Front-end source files
····················

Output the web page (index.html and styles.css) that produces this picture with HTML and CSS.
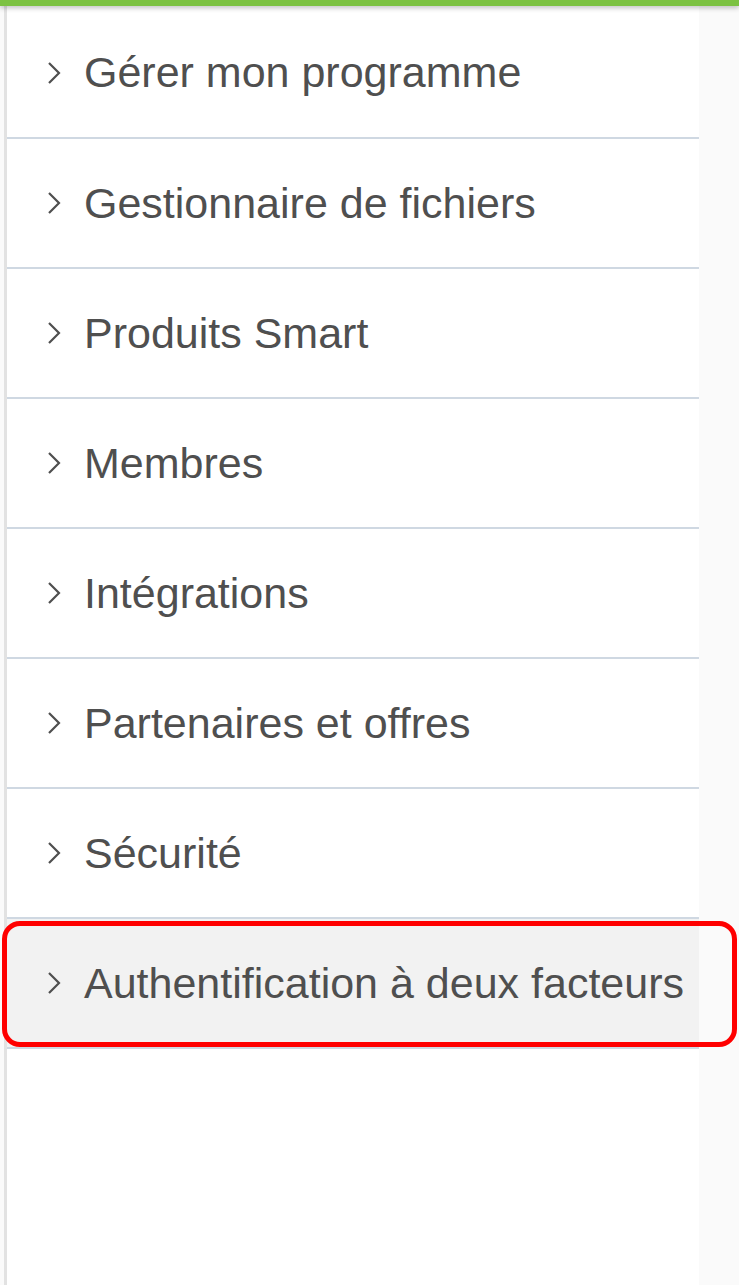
FILE: index.html
```html
<!DOCTYPE html>
<html lang="fr">
<head>
    <meta charset="UTF-8">
    <meta name="viewport" content="width=device-width, initial-scale=1.0">
    <title>Menu</title>
    <link rel="stylesheet" href="styles.css">
</head>
<body>
    <div class="topbar"></div>
    <div class="page">
        <nav class="sidebar">
            <ul class="menu">
                <li class="item"><svg class="chev" viewBox="0 0 14 24"><polyline points="2,2 12,12 2,22"/></svg><span>Gérer mon programme</span></li>
                <li class="item"><svg class="chev" viewBox="0 0 14 24"><polyline points="2,2 12,12 2,22"/></svg><span>Gestionnaire de fichiers</span></li>
                <li class="item"><svg class="chev" viewBox="0 0 14 24"><polyline points="2,2 12,12 2,22"/></svg><span>Produits Smart</span></li>
                <li class="item"><svg class="chev" viewBox="0 0 14 24"><polyline points="2,2 12,12 2,22"/></svg><span>Membres</span></li>
                <li class="item"><svg class="chev" viewBox="0 0 14 24"><polyline points="2,2 12,12 2,22"/></svg><span>Intégrations</span></li>
                <li class="item"><svg class="chev" viewBox="0 0 14 24"><polyline points="2,2 12,12 2,22"/></svg><span>Partenaires et offres</span></li>
                <li class="item"><svg class="chev" viewBox="0 0 14 24"><polyline points="2,2 12,12 2,22"/></svg><span>Sécurité</span></li>
                <li class="item active"><svg class="chev" viewBox="0 0 14 24"><polyline points="2,2 12,12 2,22"/></svg><span>Authentification à deux facteurs</span></li>
            </ul>
        </nav>
        <div class="highlight"></div>
    </div>
</body>
</html>
```

FILE: styles.css
```css
/* Base */
* {
    margin: 0;
    padding: 0;
    box-sizing: border-box;
}

body {
    background: #fafafa;
    font-family: 'Liberation Sans', Arial, sans-serif;
    color: #4f4f4f;
    height: 1285px;
    overflow: hidden;
}

/* Barre verte du haut */
.topbar {
    height: 6px;
    background: #7cc242;
    box-shadow: 0 2px 5px rgba(0, 0, 0, 0.25);
    position: relative;
    z-index: 2;
}

.page {
    position: relative;
    height: 1279px;
}

/* Panneau du menu */
.sidebar {
    width: 695px;
    height: 100%;
    margin-left: 4px;
    background: #fff;
    border-left: 3px solid #e2e2e2;
}

.menu {
    list-style: none;
}

.item {
    height: 130px;
    display: flex;
    align-items: center;
    padding-left: 40px;
    border-bottom: 2px solid #cfd8e2;
    font-size: 43px;
    white-space: nowrap;
}

.item:first-child {
    height: 133px;
    padding-top: 2px;
}

.item.active {
    background: #f2f2f2;
}

.chev {
    width: 14px;
    height: 24px;
    margin-right: 23px;
    flex-shrink: 0;
}

.chev polyline {
    fill: none;
    stroke: #4f4f4f;
    stroke-width: 2.2;
}

/* Cadre rouge d'annotation */
.highlight {
    position: absolute;
    left: 2px;
    top: 915px;
    width: 735px;
    height: 126px;
    border: 5px solid #ff0000;
    border-radius: 18px;
}
```
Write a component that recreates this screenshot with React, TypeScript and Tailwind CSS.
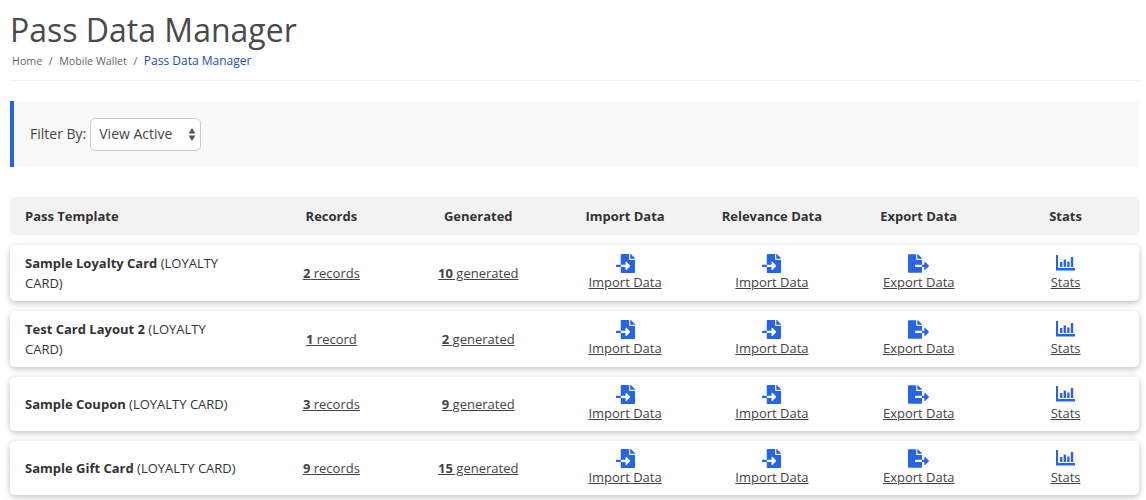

····················

# Required task:
Repeat each entry exactly as it appears; skip any picture.

# Complete response:
Output the web page (index.html and styles.css) that produces this picture with HTML and CSS.
FILE: index.html
```html
<!DOCTYPE html>
<html lang="fr">
<head>
    <meta charset="UTF-8">
    <meta name="viewport" content="width=device-width, initial-scale=1.0">
    <title>Menu</title>
    <link rel="stylesheet" href="styles.css">
</head>
<body>
    <div class="topbar"></div>
    <div class="page">
        <nav class="sidebar">
            <ul class="menu">
                <li class="item"><svg class="chev" viewBox="0 0 14 24"><polyline points="2,2 12,12 2,22"/></svg><span>Gérer mon programme</span></li>
                <li class="item"><svg class="chev" viewBox="0 0 14 24"><polyline points="2,2 12,12 2,22"/></svg><span>Gestionnaire de fichiers</span></li>
                <li class="item"><svg class="chev" viewBox="0 0 14 24"><polyline points="2,2 12,12 2,22"/></svg><span>Produits Smart</span></li>
                <li class="item"><svg class="chev" viewBox="0 0 14 24"><polyline points="2,2 12,12 2,22"/></svg><span>Membres</span></li>
                <li class="item"><svg class="chev" viewBox="0 0 14 24"><polyline points="2,2 12,12 2,22"/></svg><span>Intégrations</span></li>
                <li class="item"><svg class="chev" viewBox="0 0 14 24"><polyline points="2,2 12,12 2,22"/></svg><span>Partenaires et offres</span></li>
                <li class="item"><svg class="chev" viewBox="0 0 14 24"><polyline points="2,2 12,12 2,22"/></svg><span>Sécurité</span></li>
                <li class="item active"><svg class="chev" viewBox="0 0 14 24"><polyline points="2,2 12,12 2,22"/></svg><span>Authentification à deux facteurs</span></li>
            </ul>
        </nav>
        <div class="highlight"></div>
    </div>
</body>
</html>
```

FILE: styles.css
```css
/* Base */
* {
    margin: 0;
    padding: 0;
    box-sizing: border-box;
}

body {
    background: #fafafa;
    font-family: 'Liberation Sans', Arial, sans-serif;
    color: #4f4f4f;
    height: 1285px;
    overflow: hidden;
}

/* Barre verte du haut */
.topbar {
    height: 6px;
    background: #7cc242;
    box-shadow: 0 2px 5px rgba(0, 0, 0, 0.25);
    position: relative;
    z-index: 2;
}

.page {
    position: relative;
    height: 1279px;
}

/* Panneau du menu */
.sidebar {
    width: 695px;
    height: 100%;
    margin-left: 4px;
    background: #fff;
    border-left: 3px solid #e2e2e2;
}

.menu {
    list-style: none;
}

.item {
    height: 130px;
    display: flex;
    align-items: center;
    padding-left: 40px;
    border-bottom: 2px solid #cfd8e2;
    font-size: 43px;
    white-space: nowrap;
}

.item:first-child {
    height: 133px;
    padding-top: 2px;
}

.item.active {
    background: #f2f2f2;
}

.chev {
    width: 14px;
    height: 24px;
    margin-right: 23px;
    flex-shrink: 0;
}

.chev polyline {
    fill: none;
    stroke: #4f4f4f;
    stroke-width: 2.2;
}

/* Cadre rouge d'annotation */
.highlight {
    position: absolute;
    left: 2px;
    top: 915px;
    width: 735px;
    height: 126px;
    border: 5px solid #ff0000;
    border-radius: 18px;
}
```
Write a component that recreates this screenshot with React, TypeScript and Tailwind CSS.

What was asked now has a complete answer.